Emmy Award-winning Kiwi broadcasting legend Phil Keoghan (Spot On, The Amazing Race), is the new host of National Geographic's legacy show Explorer, the longest-running documentary series on television
Newly rebooted for 2019, Explorer showcases issues on the front lines of major environmental, scientific and historical discoveries. Keoghan leads a team of correspondents comprised of filmmakers, journalists, researchers and scientists, all with a deep passion for the planet.
TimeOut sat down with Keoghan in Los Angeles.
Were you familiar with National Geographic Explorer before you got this job?
I came to Los Angeles in 1992. I turned on the TV and immediately gravitated towards National Geographic Explorer. There was something about the show that captured my imagination. I wanted to work on the show, really badly.
My wife and I made an environmental pilot called E-Team. As part of that we pitched a story about a book called The Cry of the Panther, written by a guy named Jim McMullen. It was about his work trying to protect the Florida panther in the Everglades. Little did I know that 25 years later I would be getting the opportunity to host Explorer and the story that I pitched 25 years ago was a story I was now going to be telling. It was my first story, I was tracking the Florida Panther. So in a way I feel like it was meant to be that I was eventually going to end up working on this show.

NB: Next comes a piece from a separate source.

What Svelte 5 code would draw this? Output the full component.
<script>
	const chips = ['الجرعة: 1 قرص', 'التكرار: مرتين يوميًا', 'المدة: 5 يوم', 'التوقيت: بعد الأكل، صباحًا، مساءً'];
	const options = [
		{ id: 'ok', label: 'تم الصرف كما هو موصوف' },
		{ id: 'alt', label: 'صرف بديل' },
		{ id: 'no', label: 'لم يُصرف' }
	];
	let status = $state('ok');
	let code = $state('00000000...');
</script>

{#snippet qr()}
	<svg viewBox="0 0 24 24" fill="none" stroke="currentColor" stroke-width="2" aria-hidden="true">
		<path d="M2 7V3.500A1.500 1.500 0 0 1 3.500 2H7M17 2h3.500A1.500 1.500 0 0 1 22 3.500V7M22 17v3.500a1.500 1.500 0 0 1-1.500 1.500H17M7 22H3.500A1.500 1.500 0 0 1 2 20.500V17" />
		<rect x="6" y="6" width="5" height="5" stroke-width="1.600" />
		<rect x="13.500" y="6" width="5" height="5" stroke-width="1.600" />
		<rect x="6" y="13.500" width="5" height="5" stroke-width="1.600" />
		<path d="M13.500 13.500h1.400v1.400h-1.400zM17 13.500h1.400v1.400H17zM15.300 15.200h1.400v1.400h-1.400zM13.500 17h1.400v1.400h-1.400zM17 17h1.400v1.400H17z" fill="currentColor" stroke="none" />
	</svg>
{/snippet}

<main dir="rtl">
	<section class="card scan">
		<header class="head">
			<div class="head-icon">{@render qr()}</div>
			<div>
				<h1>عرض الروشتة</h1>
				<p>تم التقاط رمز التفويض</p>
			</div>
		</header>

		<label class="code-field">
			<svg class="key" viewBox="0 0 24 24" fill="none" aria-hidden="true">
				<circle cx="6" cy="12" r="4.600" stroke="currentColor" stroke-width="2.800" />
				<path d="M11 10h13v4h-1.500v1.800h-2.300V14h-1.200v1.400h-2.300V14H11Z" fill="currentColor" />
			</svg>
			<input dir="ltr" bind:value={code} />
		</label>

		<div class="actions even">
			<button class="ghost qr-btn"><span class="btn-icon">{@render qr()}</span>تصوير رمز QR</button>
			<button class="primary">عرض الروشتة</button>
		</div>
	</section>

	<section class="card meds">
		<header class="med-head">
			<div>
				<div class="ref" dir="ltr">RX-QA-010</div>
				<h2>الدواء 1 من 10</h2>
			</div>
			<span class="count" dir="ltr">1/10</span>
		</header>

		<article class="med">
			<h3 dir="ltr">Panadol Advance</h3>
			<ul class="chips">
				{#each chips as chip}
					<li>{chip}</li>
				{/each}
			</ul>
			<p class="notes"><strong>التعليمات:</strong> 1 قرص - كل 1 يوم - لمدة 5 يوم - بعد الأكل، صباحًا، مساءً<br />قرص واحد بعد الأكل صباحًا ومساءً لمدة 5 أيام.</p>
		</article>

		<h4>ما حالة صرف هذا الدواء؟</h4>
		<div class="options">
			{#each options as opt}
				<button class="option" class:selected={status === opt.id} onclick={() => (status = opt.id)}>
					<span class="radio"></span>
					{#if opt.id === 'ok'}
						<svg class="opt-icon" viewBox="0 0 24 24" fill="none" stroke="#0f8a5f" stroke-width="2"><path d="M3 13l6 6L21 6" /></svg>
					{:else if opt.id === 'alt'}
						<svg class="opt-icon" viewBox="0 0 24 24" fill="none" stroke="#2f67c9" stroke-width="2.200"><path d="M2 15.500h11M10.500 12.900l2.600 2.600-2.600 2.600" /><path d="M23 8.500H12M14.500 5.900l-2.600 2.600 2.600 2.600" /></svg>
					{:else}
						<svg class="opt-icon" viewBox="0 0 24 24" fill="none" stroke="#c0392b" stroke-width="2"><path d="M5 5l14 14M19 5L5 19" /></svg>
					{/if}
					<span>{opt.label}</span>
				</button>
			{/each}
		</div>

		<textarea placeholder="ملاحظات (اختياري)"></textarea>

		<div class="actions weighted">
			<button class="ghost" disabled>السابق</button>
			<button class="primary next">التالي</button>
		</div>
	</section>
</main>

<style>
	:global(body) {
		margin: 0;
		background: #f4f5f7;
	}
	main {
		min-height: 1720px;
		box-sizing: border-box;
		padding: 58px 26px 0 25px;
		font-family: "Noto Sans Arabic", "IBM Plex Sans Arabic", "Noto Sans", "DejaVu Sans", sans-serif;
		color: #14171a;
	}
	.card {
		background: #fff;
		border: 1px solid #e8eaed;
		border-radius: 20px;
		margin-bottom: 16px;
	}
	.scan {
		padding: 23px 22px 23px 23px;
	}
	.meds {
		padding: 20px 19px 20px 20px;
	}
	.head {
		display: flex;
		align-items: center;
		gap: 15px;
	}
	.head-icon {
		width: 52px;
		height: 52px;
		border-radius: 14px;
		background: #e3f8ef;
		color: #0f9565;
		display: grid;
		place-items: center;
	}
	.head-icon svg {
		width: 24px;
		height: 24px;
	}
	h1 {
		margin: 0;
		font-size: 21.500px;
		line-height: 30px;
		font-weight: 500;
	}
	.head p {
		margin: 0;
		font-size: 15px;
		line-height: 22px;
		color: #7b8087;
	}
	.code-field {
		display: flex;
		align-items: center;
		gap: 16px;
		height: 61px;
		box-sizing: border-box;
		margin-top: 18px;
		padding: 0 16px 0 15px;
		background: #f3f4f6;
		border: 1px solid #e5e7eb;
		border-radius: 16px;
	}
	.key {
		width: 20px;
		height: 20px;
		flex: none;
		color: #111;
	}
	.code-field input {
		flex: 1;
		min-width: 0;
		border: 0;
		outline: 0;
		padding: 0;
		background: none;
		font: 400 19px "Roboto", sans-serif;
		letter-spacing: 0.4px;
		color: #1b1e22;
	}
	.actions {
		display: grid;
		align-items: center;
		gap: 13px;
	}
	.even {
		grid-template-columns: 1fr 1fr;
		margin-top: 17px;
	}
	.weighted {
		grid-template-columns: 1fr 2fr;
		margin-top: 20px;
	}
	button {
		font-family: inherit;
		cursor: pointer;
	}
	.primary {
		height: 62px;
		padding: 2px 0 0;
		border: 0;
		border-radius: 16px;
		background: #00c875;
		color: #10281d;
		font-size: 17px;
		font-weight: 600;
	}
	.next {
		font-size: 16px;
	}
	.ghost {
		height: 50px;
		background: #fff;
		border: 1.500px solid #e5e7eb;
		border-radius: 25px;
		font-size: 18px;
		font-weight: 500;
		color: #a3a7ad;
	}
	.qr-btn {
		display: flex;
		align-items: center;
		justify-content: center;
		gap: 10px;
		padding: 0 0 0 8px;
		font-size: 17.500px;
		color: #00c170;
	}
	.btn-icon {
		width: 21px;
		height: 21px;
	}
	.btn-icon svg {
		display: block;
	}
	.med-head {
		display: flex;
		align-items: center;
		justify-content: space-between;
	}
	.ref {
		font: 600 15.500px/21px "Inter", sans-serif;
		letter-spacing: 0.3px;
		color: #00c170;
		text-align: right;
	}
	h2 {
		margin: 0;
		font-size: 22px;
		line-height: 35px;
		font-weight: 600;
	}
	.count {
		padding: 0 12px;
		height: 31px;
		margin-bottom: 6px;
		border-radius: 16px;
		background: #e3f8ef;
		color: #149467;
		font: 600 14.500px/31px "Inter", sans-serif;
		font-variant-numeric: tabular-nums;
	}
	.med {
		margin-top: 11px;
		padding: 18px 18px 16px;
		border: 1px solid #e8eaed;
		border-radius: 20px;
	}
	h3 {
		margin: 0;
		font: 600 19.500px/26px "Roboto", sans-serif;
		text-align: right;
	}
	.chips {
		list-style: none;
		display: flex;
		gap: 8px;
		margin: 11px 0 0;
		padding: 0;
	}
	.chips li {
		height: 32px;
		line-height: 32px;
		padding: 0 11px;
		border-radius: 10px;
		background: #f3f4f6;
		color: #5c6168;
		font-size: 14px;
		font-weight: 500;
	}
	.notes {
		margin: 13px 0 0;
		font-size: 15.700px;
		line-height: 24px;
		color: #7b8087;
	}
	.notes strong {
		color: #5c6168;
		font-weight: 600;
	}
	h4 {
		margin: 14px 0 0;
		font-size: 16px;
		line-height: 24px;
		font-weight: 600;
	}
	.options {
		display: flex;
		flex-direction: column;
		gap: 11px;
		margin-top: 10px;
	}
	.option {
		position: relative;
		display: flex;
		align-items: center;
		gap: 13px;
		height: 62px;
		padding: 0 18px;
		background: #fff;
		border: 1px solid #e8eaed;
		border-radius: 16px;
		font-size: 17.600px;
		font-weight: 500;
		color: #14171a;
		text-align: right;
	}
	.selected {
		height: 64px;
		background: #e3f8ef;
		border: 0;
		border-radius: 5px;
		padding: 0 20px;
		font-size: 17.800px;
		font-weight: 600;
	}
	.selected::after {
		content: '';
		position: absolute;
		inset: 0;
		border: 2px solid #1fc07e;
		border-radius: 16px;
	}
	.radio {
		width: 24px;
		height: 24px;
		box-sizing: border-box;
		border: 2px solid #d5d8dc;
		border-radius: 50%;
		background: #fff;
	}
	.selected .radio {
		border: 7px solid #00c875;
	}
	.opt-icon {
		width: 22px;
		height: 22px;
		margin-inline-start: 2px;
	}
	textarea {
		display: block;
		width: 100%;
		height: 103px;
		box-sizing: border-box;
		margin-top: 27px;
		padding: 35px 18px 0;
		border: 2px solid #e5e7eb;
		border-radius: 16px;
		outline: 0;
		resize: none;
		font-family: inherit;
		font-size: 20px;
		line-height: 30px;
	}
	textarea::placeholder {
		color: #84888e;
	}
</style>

What's changed in the rebooted version of the show?
What they're wanting to do is get the show back to what the show was then, kind of a reboot back to its roots, back to what it was before. I don't really know, to be honest with you, the incarnation of the other Explorers made in recent years. I just remember the one I saw when I first came. I'm 25 years older and now I've got a chance to be part of it, so, very excited.